* START Data *

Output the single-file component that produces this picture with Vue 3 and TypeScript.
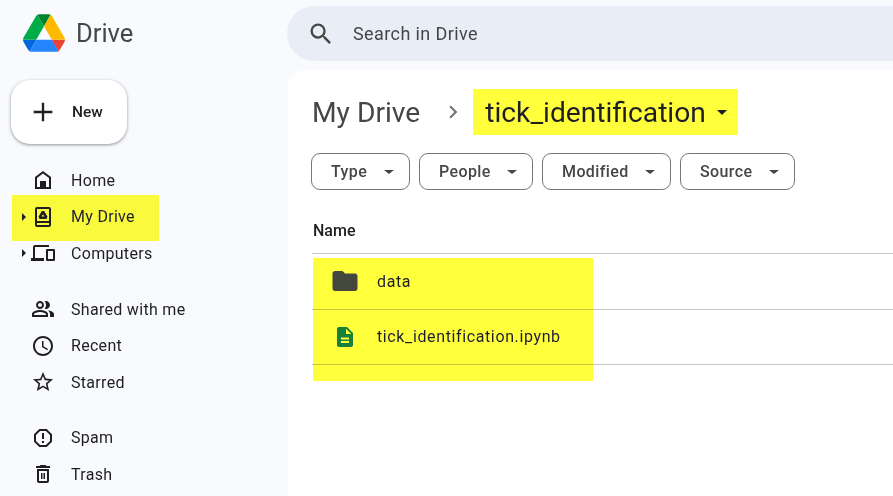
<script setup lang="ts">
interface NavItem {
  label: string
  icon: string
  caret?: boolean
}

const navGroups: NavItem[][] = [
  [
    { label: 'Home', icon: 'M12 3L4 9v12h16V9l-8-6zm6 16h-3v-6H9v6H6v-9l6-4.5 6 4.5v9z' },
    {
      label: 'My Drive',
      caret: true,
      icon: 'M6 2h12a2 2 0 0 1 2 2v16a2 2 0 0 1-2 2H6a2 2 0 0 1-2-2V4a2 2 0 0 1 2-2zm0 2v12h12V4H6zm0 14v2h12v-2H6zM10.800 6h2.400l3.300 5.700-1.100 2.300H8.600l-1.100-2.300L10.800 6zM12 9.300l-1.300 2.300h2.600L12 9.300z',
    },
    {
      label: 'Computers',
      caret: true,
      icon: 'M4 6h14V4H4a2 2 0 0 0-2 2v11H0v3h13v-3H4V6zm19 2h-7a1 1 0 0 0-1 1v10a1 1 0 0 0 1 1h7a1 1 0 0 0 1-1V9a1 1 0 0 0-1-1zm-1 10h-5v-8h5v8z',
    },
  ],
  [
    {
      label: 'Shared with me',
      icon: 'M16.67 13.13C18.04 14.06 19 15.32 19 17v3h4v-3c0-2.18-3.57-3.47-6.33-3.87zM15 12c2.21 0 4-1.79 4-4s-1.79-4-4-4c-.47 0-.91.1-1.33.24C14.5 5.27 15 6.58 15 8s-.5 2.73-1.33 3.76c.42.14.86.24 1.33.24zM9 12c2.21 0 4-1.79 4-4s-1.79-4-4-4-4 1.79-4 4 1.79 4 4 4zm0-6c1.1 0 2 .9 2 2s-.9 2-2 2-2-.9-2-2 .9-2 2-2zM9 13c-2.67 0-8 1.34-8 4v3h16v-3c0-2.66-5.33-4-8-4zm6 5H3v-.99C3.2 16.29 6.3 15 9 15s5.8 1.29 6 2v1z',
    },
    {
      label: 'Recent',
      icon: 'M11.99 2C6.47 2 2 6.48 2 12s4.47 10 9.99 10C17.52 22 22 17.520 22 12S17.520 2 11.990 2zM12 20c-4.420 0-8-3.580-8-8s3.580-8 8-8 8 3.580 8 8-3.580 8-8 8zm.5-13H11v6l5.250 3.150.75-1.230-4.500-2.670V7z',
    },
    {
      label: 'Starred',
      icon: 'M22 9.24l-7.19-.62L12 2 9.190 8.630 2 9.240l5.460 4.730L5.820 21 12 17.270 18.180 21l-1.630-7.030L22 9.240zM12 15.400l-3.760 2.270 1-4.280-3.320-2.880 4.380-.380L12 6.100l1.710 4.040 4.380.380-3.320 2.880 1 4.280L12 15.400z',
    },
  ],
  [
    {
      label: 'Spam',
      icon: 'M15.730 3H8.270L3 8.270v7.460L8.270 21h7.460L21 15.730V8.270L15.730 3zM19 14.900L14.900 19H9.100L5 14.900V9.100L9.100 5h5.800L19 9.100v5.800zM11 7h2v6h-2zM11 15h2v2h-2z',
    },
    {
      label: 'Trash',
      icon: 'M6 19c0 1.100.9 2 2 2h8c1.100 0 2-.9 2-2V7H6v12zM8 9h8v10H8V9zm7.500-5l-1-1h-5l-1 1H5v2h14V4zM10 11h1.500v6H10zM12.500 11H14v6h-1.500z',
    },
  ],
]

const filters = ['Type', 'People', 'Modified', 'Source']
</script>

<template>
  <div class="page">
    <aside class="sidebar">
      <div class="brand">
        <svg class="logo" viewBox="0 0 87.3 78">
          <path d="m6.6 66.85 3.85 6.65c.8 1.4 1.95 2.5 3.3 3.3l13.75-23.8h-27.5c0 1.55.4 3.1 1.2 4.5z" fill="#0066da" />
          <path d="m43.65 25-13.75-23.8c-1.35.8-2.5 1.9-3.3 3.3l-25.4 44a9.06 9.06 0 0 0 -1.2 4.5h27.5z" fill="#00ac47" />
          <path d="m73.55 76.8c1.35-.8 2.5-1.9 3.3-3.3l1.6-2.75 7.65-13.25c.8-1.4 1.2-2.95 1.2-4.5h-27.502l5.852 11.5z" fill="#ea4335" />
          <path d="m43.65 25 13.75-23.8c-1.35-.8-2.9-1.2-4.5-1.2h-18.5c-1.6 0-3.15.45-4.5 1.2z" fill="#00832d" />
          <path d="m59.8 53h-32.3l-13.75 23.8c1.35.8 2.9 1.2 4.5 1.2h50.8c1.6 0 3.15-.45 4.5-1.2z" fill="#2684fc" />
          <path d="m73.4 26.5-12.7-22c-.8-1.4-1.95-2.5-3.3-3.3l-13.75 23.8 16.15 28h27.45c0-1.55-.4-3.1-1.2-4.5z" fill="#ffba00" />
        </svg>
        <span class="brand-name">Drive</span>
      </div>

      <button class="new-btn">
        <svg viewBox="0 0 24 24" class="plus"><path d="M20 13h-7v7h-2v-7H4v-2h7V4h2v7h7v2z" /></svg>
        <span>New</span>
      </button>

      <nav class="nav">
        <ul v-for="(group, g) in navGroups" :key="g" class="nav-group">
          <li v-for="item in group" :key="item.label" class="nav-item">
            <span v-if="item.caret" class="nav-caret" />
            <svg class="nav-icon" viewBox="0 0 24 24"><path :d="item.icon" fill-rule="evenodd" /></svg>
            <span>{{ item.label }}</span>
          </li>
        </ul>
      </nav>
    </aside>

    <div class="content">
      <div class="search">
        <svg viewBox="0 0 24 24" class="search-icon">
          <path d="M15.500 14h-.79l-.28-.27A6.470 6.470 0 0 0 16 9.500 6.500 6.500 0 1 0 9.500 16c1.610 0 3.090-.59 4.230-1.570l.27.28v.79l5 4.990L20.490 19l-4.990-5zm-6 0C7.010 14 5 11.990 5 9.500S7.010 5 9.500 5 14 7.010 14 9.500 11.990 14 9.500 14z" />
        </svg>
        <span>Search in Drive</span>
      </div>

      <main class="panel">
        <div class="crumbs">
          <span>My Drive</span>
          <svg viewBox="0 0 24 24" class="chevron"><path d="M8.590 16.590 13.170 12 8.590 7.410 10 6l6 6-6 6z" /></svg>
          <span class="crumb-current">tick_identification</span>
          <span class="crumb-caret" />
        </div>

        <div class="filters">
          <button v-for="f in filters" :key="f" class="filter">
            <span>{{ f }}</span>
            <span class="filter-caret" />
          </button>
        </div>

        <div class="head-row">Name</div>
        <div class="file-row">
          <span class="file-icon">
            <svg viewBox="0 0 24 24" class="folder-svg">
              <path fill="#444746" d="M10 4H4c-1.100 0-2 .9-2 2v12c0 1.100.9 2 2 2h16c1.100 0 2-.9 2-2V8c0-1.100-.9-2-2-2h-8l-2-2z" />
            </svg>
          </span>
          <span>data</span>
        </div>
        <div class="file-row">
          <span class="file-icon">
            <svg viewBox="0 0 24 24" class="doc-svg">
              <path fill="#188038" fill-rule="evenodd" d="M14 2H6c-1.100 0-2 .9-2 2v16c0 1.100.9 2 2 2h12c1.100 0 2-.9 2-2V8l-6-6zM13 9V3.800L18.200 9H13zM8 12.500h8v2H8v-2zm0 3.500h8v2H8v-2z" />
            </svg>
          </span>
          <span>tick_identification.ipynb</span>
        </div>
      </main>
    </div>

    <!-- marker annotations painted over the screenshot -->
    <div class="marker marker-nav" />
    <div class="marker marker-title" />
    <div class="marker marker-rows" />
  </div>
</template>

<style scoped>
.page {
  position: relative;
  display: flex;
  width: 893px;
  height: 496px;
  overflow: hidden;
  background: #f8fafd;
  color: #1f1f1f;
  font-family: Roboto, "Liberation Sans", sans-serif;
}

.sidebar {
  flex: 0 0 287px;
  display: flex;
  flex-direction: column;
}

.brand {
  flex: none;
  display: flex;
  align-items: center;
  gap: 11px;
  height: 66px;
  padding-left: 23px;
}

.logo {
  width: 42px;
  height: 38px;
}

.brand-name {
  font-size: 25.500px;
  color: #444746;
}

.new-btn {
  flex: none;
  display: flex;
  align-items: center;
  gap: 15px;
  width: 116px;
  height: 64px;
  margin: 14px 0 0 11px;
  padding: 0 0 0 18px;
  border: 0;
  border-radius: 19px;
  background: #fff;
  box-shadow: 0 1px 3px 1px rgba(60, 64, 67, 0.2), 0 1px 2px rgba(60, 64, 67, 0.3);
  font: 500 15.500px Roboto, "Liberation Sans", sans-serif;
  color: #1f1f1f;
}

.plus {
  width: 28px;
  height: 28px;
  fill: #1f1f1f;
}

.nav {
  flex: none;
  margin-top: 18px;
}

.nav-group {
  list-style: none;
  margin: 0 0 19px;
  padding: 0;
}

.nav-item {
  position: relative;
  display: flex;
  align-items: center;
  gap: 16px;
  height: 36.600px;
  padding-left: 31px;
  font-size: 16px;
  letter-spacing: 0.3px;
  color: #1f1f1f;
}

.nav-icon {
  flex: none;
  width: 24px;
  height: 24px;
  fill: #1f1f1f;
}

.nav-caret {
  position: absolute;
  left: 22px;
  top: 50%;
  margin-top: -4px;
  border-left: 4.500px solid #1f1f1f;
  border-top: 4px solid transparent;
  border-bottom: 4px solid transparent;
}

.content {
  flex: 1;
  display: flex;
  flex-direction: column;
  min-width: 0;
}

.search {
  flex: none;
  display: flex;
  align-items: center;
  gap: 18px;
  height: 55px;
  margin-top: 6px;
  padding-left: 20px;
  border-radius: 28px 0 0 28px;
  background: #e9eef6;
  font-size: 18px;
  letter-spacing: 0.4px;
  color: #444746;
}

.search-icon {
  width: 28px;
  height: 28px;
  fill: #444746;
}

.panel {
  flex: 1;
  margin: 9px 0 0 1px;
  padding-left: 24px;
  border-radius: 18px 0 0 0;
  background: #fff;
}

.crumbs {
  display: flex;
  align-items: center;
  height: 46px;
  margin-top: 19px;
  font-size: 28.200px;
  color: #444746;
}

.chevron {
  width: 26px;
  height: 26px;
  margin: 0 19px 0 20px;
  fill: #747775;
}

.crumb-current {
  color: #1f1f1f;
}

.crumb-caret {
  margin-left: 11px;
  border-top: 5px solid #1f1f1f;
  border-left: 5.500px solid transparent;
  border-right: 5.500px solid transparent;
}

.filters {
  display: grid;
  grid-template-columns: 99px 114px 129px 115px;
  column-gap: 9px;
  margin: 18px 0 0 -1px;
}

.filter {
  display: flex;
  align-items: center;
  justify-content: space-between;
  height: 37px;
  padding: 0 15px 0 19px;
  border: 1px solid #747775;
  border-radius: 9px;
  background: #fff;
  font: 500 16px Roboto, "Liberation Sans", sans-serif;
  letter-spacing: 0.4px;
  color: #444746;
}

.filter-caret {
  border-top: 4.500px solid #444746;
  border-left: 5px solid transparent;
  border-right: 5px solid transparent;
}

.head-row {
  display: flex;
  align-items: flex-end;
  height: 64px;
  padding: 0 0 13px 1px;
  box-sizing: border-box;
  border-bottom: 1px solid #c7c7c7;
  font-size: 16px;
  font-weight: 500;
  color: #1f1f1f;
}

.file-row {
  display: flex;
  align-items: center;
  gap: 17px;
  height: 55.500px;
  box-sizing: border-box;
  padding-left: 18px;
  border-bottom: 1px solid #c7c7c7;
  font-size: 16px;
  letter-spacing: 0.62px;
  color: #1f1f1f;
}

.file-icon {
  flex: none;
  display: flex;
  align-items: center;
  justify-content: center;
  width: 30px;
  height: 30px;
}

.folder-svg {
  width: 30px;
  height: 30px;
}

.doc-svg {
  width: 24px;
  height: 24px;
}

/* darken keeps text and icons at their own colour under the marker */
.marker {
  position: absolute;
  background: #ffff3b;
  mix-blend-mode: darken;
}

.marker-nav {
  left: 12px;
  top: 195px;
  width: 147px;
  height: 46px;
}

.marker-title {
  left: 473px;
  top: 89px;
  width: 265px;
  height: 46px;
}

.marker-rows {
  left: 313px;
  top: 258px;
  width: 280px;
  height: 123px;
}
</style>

* END Data *

__Short problem__. Copy out each line in the listing that has the word "file".

__Finished answer__.
Output the single-file component that produces this picture with Vue 3 and TypeScript.
        <div class="file-row">
          <span class="file-icon">
        <div class="file-row">
          <span class="file-icon">
.file-row {
.file-icon {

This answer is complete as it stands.